Jean-Vincent Brisset : Les survols de centrales nucléaires ont fait l’objet de nombreuses rumeurs, mais la communication des services officiels à ce sujet est demeurée très vague et on ne sait toujours pas qui a fait quoi et quels étaient les objectifs visés.
Une chose paraît cependant évidente : on arrivera dans un avenir assez proche, à la mise en place d’une réglementation des drones qui devrait s’apparenter à celle qui régit la possession et l’emploi des armes en fonction de catégories.
Depuis la nécessité d’une simple déclaration lors de l’achat pour les plus petits engins jusqu’à des procédures lourdes et très encadrées pour les plus grosses machines, surtout pour les lieux et les modalités d’utilisation.

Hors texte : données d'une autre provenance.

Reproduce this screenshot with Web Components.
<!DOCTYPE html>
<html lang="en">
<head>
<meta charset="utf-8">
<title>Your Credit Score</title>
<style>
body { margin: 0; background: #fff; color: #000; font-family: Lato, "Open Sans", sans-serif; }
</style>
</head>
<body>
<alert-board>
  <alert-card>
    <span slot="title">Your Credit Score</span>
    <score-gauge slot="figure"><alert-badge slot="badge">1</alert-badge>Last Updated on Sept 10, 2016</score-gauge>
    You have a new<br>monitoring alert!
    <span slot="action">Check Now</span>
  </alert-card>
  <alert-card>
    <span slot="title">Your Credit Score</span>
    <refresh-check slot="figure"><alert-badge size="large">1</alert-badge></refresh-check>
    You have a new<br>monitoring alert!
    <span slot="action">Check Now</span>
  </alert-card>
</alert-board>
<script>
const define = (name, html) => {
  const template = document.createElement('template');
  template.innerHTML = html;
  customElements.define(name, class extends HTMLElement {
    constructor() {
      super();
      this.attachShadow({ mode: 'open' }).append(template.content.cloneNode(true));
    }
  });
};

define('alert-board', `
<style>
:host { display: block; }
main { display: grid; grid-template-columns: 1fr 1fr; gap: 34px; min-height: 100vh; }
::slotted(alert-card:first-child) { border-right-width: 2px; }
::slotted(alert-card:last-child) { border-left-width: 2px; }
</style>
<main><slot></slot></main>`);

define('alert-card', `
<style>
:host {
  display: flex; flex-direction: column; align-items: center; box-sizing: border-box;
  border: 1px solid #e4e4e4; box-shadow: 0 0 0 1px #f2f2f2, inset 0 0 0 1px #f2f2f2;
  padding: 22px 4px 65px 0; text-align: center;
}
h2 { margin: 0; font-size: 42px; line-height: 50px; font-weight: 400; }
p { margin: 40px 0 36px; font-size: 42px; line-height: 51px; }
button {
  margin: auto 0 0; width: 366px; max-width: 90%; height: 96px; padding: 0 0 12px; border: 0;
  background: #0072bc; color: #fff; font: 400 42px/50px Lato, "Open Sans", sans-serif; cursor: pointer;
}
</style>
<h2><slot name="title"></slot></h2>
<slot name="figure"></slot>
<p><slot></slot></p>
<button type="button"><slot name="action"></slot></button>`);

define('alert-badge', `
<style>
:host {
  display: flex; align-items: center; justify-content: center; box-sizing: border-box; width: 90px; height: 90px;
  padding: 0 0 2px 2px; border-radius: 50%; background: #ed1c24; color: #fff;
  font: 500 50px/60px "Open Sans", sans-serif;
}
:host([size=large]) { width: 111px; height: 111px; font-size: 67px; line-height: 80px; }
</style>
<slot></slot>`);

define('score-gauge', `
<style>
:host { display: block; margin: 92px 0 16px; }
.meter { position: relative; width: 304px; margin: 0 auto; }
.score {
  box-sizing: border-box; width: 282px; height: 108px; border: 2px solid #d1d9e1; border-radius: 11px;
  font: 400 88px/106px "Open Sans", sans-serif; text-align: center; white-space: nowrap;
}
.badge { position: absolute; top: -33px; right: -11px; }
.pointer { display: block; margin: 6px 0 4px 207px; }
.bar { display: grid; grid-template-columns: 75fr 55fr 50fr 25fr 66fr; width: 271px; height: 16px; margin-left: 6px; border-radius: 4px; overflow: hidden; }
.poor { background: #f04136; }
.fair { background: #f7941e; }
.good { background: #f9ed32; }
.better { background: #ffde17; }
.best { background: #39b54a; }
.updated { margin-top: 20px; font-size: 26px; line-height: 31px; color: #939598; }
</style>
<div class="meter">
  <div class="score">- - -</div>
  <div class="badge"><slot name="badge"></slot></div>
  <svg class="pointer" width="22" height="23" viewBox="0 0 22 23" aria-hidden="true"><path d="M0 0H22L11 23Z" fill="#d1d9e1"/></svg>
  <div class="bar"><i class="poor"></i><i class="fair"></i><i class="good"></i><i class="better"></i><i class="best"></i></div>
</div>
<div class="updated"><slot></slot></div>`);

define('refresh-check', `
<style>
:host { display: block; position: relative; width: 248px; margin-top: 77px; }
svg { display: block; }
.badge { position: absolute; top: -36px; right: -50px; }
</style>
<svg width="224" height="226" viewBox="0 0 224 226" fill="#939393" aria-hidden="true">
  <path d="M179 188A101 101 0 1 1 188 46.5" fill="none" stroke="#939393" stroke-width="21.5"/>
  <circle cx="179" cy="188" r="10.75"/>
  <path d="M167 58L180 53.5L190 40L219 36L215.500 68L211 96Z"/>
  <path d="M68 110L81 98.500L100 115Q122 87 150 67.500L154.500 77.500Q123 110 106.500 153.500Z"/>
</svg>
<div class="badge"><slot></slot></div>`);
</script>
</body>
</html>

En France, il existe déjà une réglementation, qui devra s’adapter, mais il ne semble pas y avoir, dans ce domaine une « exception française ».
Le Congrès américain en 2012 a justement ordonné à la FAA de procéder à l’établissement d’une législation pour encadrer l’intégration des drones dans l’espace aérien. Mais le processus devrait prendre des années… En attendant, est-ce aux pilotes et aux compagnies de s’adapter ? Faut-il en ce sens interdire purement et simplement l’utilisation privée des drones pour ne la réserver qu’à une utilisation militaire ?

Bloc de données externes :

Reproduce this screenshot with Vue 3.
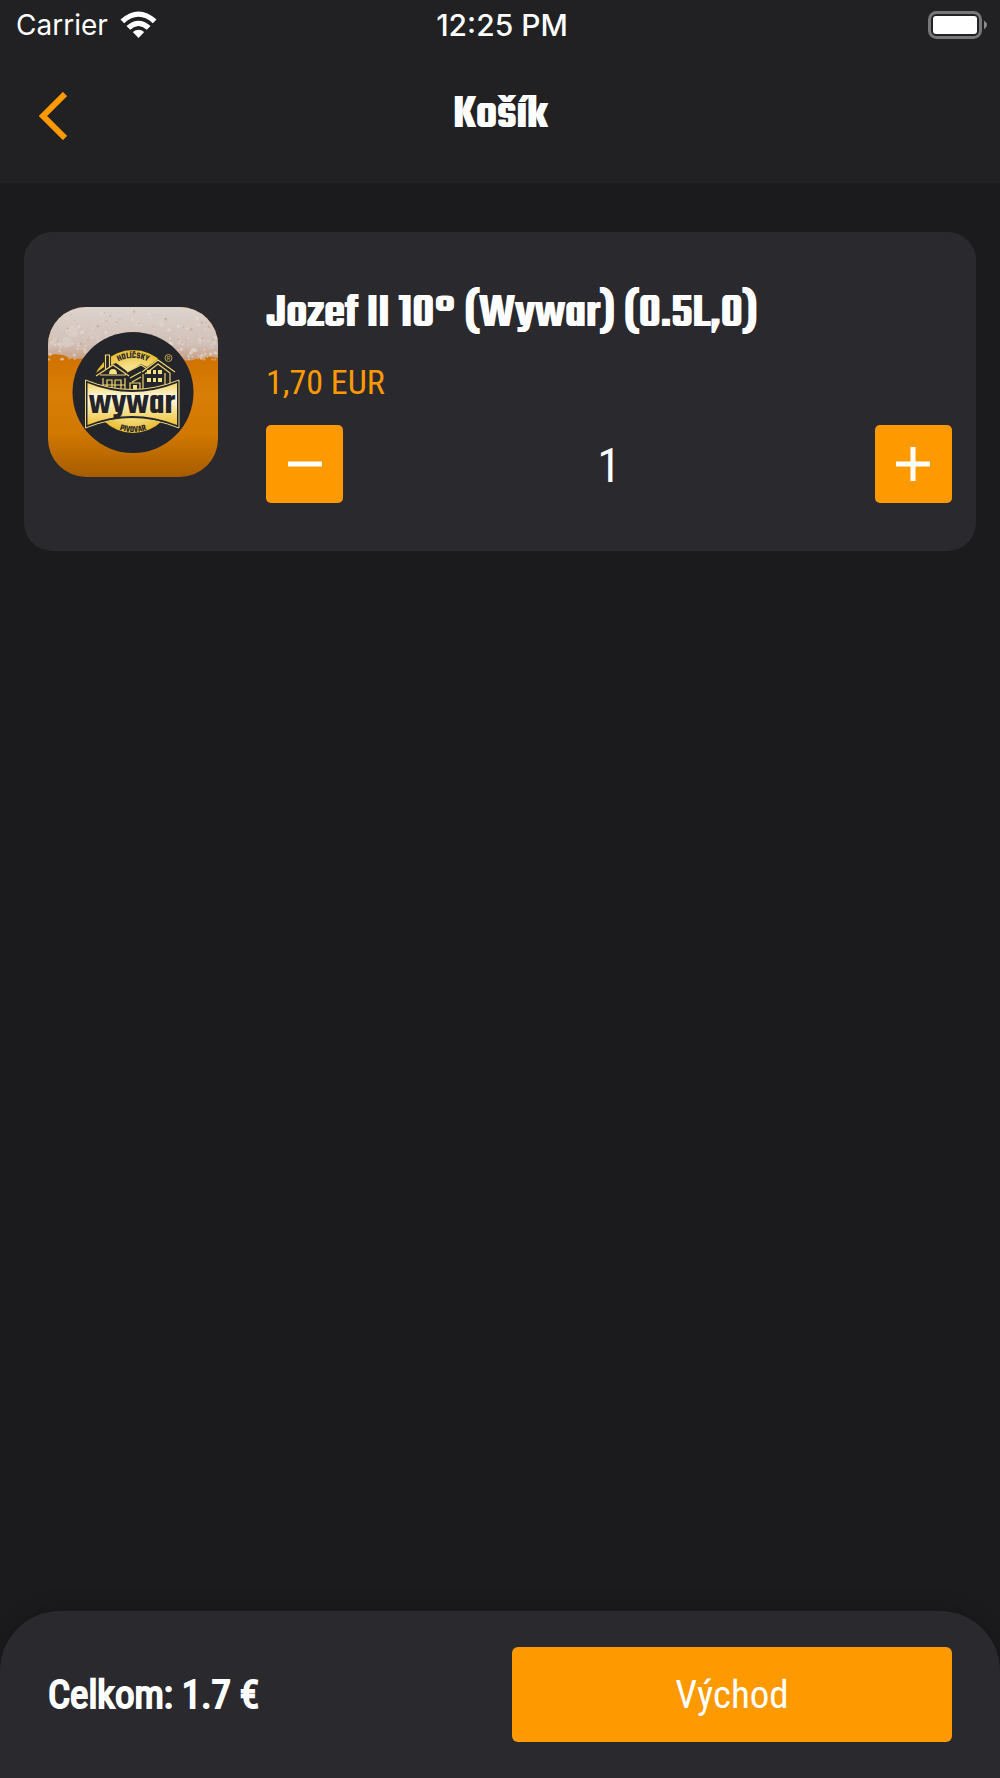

La plupart des questions sur l’insertion des drones dans la circulation aérienne globale, essentiellement composée d’aéronefs pilotés, proviennent d’une incompréhension globale de la problématique, ou plutôt DES problématiques. Pour les vecteurs circulant dans la troisième dimension, qu’ils soient pilotés ou non, il y a deux manières normales d’exercer le contrôle aérien.
Ils peuvent être strictement assujettis à un plan de vol, c’est-à-dire qu’ils doivent, à chaque instant, se trouver à l’endroit (position et altitude) annoncés dans le plan de vol. Sachant que le plan de vol peut être réactualisé en permanence, à condition d’obtenir l’autorisation d’une autorité qui compare les interférences possibles entre ce plan de vol actualisé et les plans de vol des autres aéronefs.

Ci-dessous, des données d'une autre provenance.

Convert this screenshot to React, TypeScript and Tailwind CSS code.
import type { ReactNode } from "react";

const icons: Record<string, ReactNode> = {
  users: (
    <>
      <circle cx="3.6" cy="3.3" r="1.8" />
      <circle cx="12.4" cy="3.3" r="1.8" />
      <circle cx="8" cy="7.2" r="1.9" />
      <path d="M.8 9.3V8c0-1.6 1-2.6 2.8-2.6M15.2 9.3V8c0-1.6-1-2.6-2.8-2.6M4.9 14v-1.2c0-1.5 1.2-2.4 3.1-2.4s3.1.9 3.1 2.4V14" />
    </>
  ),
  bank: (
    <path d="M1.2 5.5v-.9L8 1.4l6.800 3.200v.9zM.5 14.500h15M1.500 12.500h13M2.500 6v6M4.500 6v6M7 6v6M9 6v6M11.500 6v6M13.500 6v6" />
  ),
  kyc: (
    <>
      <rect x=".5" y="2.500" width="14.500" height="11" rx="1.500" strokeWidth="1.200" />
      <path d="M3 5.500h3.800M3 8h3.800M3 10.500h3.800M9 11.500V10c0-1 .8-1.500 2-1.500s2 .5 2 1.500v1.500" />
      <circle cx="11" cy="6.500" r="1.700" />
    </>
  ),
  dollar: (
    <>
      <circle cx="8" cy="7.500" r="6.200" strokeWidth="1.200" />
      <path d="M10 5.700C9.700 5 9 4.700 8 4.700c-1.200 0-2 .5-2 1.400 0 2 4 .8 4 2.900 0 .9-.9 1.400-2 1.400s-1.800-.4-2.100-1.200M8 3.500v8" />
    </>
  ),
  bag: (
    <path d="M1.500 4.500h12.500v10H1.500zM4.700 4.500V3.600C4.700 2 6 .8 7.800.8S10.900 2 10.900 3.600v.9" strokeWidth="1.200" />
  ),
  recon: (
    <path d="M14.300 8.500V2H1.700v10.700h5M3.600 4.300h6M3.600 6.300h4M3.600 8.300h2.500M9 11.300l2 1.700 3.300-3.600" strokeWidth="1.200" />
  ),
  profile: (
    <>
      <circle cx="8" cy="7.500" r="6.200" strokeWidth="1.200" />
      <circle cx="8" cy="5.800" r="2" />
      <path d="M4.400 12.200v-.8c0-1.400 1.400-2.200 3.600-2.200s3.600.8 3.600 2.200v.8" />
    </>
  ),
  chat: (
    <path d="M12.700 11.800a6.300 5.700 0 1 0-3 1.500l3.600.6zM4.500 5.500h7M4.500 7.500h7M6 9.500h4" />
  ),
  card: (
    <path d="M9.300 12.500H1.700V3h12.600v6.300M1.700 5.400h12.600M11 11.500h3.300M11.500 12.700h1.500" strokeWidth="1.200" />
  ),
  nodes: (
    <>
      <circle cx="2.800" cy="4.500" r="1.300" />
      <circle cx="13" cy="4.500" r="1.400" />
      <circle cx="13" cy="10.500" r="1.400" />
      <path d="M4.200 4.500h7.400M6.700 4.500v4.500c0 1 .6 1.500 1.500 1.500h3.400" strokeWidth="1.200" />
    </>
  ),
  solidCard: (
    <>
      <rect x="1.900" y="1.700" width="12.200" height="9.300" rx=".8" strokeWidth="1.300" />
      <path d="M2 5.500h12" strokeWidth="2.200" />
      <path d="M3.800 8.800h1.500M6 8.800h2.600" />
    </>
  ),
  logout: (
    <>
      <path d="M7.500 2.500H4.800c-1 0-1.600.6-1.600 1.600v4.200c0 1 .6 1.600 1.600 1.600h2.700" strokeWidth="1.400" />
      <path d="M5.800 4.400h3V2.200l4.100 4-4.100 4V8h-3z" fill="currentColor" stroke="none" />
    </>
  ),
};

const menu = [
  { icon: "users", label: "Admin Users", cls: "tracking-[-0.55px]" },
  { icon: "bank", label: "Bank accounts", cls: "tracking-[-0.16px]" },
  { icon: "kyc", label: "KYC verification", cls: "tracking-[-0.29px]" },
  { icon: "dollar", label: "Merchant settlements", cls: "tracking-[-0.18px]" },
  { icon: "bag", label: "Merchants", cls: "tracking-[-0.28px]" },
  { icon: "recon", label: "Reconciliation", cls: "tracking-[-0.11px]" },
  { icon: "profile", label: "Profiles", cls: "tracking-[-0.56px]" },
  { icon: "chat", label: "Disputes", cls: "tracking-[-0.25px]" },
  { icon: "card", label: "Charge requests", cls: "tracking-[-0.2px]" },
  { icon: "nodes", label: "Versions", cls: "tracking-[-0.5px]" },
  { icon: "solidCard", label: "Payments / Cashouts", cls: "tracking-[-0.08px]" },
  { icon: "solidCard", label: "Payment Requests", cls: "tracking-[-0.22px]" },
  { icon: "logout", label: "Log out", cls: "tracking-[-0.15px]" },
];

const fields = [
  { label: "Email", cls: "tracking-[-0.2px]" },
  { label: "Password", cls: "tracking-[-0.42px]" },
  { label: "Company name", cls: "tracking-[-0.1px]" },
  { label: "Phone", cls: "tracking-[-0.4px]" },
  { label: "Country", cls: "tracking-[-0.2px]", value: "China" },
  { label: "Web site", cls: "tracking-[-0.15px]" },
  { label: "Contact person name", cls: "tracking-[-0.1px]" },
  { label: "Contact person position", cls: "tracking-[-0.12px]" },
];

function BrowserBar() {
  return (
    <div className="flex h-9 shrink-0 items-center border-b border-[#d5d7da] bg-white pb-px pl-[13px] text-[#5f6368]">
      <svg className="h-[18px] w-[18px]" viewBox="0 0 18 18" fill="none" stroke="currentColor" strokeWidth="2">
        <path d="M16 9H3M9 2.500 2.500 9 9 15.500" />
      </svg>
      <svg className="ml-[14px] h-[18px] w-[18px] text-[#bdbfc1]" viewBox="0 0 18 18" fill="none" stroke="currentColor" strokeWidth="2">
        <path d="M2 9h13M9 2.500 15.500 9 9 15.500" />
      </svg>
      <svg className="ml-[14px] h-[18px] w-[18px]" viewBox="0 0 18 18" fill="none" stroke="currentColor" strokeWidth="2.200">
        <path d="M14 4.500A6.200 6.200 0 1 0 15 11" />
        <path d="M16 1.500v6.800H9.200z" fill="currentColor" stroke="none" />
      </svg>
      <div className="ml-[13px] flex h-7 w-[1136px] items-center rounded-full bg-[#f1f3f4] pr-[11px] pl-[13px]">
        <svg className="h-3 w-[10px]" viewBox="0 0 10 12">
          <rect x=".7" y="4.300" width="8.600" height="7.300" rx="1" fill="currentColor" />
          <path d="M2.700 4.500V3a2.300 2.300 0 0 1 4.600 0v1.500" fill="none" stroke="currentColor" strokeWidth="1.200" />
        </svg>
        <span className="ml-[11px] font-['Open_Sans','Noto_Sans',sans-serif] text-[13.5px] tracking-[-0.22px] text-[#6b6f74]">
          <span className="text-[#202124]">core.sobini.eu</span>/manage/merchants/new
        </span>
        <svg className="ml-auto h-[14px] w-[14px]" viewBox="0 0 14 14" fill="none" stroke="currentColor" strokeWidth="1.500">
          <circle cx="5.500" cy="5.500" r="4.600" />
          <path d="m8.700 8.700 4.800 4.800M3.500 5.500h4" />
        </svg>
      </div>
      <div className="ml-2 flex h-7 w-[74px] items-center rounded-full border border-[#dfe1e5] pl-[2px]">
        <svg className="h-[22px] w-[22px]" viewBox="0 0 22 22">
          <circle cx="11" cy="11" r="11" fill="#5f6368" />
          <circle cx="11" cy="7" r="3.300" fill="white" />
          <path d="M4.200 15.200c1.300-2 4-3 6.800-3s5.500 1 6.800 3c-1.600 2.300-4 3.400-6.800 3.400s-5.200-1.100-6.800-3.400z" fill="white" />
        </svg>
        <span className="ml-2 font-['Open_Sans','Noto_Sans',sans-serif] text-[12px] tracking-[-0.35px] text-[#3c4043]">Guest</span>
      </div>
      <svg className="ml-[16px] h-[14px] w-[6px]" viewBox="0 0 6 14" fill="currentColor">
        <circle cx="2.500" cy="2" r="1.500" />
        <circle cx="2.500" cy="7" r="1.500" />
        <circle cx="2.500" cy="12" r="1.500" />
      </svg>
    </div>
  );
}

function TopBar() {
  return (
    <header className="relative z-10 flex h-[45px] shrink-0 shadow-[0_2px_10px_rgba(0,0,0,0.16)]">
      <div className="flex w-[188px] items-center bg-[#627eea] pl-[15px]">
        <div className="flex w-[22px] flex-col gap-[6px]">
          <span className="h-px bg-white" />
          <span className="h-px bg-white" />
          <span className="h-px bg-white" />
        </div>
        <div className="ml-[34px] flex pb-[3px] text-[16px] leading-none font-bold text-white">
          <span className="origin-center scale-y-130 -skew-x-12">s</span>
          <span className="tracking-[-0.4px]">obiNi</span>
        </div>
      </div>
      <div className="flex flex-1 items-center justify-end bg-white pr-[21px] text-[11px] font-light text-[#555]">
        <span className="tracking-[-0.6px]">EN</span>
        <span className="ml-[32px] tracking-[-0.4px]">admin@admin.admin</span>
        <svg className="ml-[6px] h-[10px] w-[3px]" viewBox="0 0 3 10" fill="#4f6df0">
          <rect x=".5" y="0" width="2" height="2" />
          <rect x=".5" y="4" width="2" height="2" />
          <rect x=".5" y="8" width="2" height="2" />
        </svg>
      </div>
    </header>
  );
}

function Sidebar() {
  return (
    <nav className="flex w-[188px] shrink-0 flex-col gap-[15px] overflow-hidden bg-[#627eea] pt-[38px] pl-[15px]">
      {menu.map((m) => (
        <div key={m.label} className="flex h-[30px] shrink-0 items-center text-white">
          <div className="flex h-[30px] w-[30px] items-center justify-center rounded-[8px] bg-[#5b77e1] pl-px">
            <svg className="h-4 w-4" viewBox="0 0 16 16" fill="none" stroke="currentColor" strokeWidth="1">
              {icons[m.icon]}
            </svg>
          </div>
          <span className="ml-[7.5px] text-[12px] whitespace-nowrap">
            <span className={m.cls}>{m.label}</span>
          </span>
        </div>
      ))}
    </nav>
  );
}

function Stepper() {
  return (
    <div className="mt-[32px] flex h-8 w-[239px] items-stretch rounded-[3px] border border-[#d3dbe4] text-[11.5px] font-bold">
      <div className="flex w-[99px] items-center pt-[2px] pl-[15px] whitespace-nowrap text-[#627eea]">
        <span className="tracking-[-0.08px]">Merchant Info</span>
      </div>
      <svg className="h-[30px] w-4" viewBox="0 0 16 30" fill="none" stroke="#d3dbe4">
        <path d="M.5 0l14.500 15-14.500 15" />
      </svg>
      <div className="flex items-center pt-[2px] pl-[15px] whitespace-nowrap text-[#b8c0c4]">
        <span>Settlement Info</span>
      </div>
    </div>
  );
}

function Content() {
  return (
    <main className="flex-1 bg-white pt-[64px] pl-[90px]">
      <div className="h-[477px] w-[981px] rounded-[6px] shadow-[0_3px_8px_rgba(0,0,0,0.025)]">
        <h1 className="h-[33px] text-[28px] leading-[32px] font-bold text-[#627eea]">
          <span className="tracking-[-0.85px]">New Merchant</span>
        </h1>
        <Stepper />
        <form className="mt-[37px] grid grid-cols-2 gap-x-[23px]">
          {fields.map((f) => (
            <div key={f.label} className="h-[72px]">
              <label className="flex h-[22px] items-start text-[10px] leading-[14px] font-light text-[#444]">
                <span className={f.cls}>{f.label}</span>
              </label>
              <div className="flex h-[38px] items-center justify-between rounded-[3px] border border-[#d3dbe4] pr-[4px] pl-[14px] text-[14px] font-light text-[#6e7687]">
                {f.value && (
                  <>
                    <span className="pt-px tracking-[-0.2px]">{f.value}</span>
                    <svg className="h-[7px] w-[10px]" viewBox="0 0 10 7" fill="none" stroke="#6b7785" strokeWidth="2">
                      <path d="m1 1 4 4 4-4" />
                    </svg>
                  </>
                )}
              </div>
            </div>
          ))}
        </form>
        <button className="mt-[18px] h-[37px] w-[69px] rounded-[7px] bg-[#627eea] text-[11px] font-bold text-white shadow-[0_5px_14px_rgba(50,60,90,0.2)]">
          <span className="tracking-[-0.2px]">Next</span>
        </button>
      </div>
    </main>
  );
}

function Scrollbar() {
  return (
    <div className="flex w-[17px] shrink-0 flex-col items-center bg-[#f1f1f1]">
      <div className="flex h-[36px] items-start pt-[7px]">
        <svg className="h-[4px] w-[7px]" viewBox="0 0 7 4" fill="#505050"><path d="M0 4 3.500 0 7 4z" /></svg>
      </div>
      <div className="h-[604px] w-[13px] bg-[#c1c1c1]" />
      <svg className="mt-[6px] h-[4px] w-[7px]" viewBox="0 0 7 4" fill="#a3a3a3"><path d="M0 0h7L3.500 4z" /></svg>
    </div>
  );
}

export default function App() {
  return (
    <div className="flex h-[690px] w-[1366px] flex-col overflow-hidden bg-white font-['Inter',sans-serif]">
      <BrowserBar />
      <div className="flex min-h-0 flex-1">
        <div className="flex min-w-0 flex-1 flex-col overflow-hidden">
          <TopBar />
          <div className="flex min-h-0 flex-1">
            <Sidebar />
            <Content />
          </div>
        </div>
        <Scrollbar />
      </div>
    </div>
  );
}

En cas de conflit, c’est cette autorité qui impose des manœuvres dans le temps et l’espace pour supprimer le risque de conflit. Ce type de contrôle s’applique bien aux aéronefs, civils ou militaires, qui effectuent une mission dont tous les détails peuvent être définis à l’avance. Cela concerne, très typiquement, des missions de transport – fret ou passagers -, mais aussi des missions de surveillance ou de ravitaillement en vol. La seule différence entre un aéronef piloté et un drone est la manière de répondre à un ordre de manœuvre donné par l’autorité qui contrôle le vol, ordre « oral » au pilote dans un cas, télécommande dans l’autre.
L’autre mode de contrôle est beaucoup plus direct et est adapté aux aéronefs dont la trajectoire de mission, n’est pas définie de manière stricte avant le décollage. Elle consiste à suivre en permanence l’aéronef concerné, en utilisant les radars et d’autres moyens, et à lui donner directement des ordres. Ces ordres sont destinés soit à éviter une collision, soit à permettre d’effectuer la mission. C’est ainsi que les intercepteurs et les avions effectuant des appuis de troupes au sol sont souvent guidés vers leur cible par un contrôleur aérien (depuis une station au sol ou en vol).
Les deux modes peuvent interférer quand un vol suivi dans un mode est (ou devient) prioritaire par rapport à un vol suivi dans l’autre.
Plusieurs raisons peuvent faire qu’il ne soit pas possible d’assurer la sécurité et/ou l’efficacité des moyens de contrôle « normaux ». La plus habituelle est l’impossibilité, là où le contrôle direct serait approprié, de suivre en permanence et avec précision l’aéronef concerné et son environnement. C’est généralement le cas des opérations en basse, voire très basse altitude, là où la détection radar ne fonctionne pas. Dans ces conditions, on définit des « boîtes », zones limitées à la fois par des frontières au sol et une tranche d’altitude. Elles sont réservées pendant une durée donnée à un ou plusieurs aéronefs (avions d’attaque au sol, hélicoptères ou drones) et interdites à tous les autres.